Tue, Aug
2
2005

On the Arrest of Mark Emery

Tue, Aug 2, 2005

Click on over to Andrew Anderson’s Bound by Gravity, in particular this discussion about the arrest of Mark Emery. Be sure to check out the comments. The issue, it seems, has shaken up the traditional political coalitions. Across the Liberal/NDP/Conservative spectrum you have debates ranging from “the law is the law” and “the law is an ass”. Not only does it expose questions of Canadian sovereignty, but the rule of law, and the effectiveness or merit of American drug policy.

The Mark Emery case is complicated. Here are my thoughts:

Leaving aside for a minute the merits of the American prohibition on marijuana, we have to point out that the law is the law, and Mark Emery broke it. He sold $3 million worth of seeds to addresses in the United States in direct contravention of their legal code. It stands to reason that American legal authorities would have every right to arrest Emery once he steps on American soil.

Last time I checked, however, Halifax and Vancouver weren’t American soil.

So, if the Americans want him, they have to extradite him. And as we have an extradition treaty with the United States, we have to think long and hard about whether or not we want to defy the Americans simply because we question the merits of the American legal code on marijuana. Imagine our reaction if we demanded the extradition of an American citizen, and the U.S. responded “nuh, uh! We think the law you’re using to charge him with is wrong.” We would be furious.

On the other hand, as a matter of sovereignty, the United States has the right to deny extradition tif it feels that its citizens are being charged on unjust laws. And if Americans have this right, so do we. We already refuse to extradite to countries where the person charged is likely to face the death penalty. So, we have a lot of thinking to do.

The legal situation around Emery isn’t helping with the confusion. Why did Canadian authorities need to arrest Emery? I can understand them raiding the Vancouver grow-op to gather evidence at the request of American legal authorities, but arresting Emery? Is he a flight risk? I mean, where’s he likely to go, across the border into the U— oh, wait!

Is it common for people facing extradition to another country, though they’ve not been charged with breaking a law here, though they’re no threat to civil society here, to be arrested pending the extradition trial? I ask this question seriously as I simply do not know.

At present, although the United States has officially requested Emery’s extradition, it’s unclear on what charge Emery is being held on: the contravention of an American law or a Canadian one. Until we get a clearer explanation, the debates in the Canadian blogosphere are going to continue.


All of that’s just about the extradition process. Whether or not marijuana deserves to be criminalized is a whole other kettle of fish. I’ll only say this:

In the United States, morphine is classified as a Class 2 narcotic: meaning, dangerous, but with enough medical benefit to still be prescribed. Marijuana is a Class 1 narcotic: meaning super dangerous, and with no medical benefit whatsoever.

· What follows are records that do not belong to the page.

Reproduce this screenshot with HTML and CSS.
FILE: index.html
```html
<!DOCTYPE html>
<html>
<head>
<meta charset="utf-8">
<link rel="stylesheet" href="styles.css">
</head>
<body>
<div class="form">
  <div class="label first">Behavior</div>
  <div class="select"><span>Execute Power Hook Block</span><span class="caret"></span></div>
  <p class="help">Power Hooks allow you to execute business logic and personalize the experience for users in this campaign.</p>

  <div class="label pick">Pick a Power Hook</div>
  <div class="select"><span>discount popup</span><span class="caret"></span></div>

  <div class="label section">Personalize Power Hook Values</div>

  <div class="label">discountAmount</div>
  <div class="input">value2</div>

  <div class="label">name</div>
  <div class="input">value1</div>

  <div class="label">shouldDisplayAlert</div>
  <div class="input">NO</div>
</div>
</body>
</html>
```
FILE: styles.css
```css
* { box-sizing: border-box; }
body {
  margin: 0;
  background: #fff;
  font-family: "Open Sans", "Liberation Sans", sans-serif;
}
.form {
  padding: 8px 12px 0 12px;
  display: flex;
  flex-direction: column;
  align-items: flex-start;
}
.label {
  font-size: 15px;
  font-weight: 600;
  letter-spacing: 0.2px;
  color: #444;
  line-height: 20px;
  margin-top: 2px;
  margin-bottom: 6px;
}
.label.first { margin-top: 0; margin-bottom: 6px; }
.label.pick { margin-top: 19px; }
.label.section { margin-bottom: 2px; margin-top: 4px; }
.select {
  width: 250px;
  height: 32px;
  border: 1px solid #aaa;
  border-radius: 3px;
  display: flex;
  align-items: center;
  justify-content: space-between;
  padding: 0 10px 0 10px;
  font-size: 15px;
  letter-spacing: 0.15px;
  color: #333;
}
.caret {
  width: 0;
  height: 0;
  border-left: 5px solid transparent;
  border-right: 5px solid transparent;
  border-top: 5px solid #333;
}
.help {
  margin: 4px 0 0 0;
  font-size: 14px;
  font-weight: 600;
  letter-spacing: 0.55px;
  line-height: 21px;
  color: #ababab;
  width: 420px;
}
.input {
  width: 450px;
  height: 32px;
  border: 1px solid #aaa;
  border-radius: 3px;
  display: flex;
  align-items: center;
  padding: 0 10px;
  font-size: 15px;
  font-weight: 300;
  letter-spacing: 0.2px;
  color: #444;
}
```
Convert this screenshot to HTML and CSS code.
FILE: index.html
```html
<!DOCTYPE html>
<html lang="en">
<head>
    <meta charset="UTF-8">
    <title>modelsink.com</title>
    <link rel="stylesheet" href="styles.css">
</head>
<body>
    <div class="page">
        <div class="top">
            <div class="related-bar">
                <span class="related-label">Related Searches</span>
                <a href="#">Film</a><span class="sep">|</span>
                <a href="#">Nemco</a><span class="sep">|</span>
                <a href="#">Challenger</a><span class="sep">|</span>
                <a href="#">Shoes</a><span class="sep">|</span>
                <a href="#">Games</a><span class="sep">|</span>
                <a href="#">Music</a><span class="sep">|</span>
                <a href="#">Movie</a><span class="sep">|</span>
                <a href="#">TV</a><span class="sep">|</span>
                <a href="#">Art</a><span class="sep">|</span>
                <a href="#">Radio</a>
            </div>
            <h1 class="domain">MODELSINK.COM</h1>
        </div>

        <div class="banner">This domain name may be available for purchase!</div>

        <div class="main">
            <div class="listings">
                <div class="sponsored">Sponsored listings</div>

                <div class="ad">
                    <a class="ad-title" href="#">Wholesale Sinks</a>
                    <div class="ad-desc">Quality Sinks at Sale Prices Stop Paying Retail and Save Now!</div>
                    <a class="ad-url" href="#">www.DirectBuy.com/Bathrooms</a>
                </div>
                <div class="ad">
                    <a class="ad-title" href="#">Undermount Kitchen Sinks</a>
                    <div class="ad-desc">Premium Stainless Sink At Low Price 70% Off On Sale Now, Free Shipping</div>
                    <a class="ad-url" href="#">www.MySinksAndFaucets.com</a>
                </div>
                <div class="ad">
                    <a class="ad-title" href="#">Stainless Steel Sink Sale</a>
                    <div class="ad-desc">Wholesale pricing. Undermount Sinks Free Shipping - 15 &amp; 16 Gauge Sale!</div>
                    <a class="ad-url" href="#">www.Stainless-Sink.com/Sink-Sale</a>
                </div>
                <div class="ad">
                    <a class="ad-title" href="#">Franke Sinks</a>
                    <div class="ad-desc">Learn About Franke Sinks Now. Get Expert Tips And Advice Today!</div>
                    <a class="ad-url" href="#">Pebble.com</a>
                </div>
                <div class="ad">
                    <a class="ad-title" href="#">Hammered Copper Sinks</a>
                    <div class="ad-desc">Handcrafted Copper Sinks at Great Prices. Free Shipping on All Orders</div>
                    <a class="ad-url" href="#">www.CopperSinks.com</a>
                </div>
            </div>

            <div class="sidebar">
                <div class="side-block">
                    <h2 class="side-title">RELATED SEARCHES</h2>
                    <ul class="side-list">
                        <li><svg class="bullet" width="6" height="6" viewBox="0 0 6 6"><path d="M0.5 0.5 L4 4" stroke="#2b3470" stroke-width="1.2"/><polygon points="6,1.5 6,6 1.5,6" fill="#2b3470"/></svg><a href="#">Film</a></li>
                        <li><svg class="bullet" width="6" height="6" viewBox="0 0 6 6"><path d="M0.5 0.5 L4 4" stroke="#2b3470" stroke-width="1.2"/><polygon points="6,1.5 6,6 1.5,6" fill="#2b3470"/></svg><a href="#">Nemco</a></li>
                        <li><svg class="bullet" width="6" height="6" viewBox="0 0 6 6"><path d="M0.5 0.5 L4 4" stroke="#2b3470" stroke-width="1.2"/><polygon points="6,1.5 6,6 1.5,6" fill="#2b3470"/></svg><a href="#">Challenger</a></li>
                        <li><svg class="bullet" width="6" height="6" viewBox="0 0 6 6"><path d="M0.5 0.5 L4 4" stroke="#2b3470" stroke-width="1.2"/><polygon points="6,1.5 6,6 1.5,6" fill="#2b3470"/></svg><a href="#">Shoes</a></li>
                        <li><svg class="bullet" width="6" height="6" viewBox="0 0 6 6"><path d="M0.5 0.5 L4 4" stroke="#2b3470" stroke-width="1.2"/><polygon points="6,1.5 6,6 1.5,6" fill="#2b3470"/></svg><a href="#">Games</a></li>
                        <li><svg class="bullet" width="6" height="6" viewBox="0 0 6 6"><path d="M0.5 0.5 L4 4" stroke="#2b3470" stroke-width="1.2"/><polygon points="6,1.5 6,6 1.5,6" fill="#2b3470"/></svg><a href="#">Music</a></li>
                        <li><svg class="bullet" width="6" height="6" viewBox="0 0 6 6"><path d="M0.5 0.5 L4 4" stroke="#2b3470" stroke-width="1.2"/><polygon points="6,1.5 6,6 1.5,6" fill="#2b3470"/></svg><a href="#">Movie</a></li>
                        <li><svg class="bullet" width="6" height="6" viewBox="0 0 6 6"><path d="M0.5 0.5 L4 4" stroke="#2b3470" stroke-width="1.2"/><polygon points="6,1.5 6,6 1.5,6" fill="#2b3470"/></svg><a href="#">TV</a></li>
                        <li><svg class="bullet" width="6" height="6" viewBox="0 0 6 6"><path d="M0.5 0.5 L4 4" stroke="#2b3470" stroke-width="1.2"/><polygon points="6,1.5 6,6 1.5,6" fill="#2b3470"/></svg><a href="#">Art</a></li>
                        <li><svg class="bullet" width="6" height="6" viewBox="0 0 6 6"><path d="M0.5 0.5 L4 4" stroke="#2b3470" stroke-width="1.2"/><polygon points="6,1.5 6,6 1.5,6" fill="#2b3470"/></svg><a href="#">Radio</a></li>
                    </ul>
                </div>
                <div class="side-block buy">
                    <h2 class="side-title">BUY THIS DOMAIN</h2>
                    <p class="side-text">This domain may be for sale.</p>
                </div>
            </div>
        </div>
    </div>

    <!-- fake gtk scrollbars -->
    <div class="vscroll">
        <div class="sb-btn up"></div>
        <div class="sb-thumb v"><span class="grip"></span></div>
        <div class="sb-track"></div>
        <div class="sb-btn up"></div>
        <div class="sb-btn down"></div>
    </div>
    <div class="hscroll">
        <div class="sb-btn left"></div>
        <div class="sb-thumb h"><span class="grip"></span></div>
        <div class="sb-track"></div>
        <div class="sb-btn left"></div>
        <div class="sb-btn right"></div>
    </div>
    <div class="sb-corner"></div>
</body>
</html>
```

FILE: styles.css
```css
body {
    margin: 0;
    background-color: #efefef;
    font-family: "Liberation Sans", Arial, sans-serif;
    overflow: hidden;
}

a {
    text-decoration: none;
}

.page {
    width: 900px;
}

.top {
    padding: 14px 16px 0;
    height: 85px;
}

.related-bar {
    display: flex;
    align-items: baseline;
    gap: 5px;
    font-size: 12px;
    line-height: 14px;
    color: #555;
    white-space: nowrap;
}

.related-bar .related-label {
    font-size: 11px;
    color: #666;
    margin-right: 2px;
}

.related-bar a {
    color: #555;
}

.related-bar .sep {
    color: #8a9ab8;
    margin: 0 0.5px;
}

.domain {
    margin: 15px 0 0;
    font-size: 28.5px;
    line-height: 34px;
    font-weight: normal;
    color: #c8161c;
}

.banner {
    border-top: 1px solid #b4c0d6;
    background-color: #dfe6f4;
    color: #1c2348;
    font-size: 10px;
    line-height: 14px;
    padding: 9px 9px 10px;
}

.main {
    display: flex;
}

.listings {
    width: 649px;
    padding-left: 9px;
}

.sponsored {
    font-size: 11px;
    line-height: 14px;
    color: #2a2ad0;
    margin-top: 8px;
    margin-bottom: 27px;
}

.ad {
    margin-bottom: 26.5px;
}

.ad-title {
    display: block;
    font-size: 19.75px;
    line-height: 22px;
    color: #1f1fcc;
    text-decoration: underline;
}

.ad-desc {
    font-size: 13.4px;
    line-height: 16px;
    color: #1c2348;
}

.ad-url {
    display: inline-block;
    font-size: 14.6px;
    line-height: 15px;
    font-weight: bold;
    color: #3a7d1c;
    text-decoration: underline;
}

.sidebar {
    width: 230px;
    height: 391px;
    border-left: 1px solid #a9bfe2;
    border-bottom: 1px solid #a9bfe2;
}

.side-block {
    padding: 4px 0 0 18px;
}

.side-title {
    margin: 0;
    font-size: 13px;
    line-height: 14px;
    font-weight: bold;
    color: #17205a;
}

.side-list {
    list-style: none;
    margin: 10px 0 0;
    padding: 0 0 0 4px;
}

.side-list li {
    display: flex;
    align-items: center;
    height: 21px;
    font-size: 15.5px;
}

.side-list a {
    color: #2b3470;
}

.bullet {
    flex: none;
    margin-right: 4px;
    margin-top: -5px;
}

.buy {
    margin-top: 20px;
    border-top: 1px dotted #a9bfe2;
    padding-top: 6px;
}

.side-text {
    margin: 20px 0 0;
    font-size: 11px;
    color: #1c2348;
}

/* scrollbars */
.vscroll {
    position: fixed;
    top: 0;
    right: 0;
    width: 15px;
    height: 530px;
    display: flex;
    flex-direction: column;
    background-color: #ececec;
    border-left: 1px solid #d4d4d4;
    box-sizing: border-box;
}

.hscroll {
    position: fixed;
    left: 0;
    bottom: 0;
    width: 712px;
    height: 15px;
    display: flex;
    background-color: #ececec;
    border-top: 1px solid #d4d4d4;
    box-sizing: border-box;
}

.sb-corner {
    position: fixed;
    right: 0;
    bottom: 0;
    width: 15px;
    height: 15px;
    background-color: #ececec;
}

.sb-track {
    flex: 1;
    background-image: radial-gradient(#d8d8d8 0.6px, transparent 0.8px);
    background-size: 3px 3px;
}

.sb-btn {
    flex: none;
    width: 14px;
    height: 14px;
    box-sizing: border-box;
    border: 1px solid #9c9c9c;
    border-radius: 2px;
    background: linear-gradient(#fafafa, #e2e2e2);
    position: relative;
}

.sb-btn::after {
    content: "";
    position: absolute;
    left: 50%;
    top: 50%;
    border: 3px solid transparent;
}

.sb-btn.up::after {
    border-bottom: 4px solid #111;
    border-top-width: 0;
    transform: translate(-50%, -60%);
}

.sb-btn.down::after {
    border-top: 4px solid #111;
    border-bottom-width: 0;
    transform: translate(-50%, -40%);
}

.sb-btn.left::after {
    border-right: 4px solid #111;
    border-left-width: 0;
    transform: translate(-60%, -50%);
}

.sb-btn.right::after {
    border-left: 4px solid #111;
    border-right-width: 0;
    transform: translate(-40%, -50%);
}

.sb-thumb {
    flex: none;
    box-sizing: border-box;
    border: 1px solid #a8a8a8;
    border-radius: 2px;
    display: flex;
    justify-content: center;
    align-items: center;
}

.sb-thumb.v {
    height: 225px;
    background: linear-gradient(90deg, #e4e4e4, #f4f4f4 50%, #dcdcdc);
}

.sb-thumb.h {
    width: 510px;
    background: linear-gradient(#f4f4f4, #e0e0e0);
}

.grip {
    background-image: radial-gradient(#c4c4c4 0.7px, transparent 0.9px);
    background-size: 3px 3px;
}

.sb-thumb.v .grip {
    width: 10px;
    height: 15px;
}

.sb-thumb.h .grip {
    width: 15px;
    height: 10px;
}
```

I have witnessed (but not personally experienced) the medical effects of morphine, and I have witnessed (but not personally experienced) the medical effects of marijuana, and it astounds me that the United States could possibly keep morphine legal while prohibiting marijuana. There is no question which is the more dangerous drug, and while this remains law in the United States, the American legal system has a fairly serious bit of hypocrisy in its books.


Upon further consideration (see comments)… Oh, yeah. This thing’s going to the Supreme Court.


Another discussion to watch comes from Sinister Thoughts. Warren Kinsella puts in an appearance:

Emery hurt himself by bragging about $3m in income, and by being naive about exporting to USA.

That said, the extra-territorial application of US law, here, and our federal government’s willingness to just go along with that, should give every Canadian pause. The Martin government should not be assisting the Bush Administration in enforcing its extremist drug policy beyond American borders.

That’s the best legal argument for Emery. Call Clay Ruby, ASAP.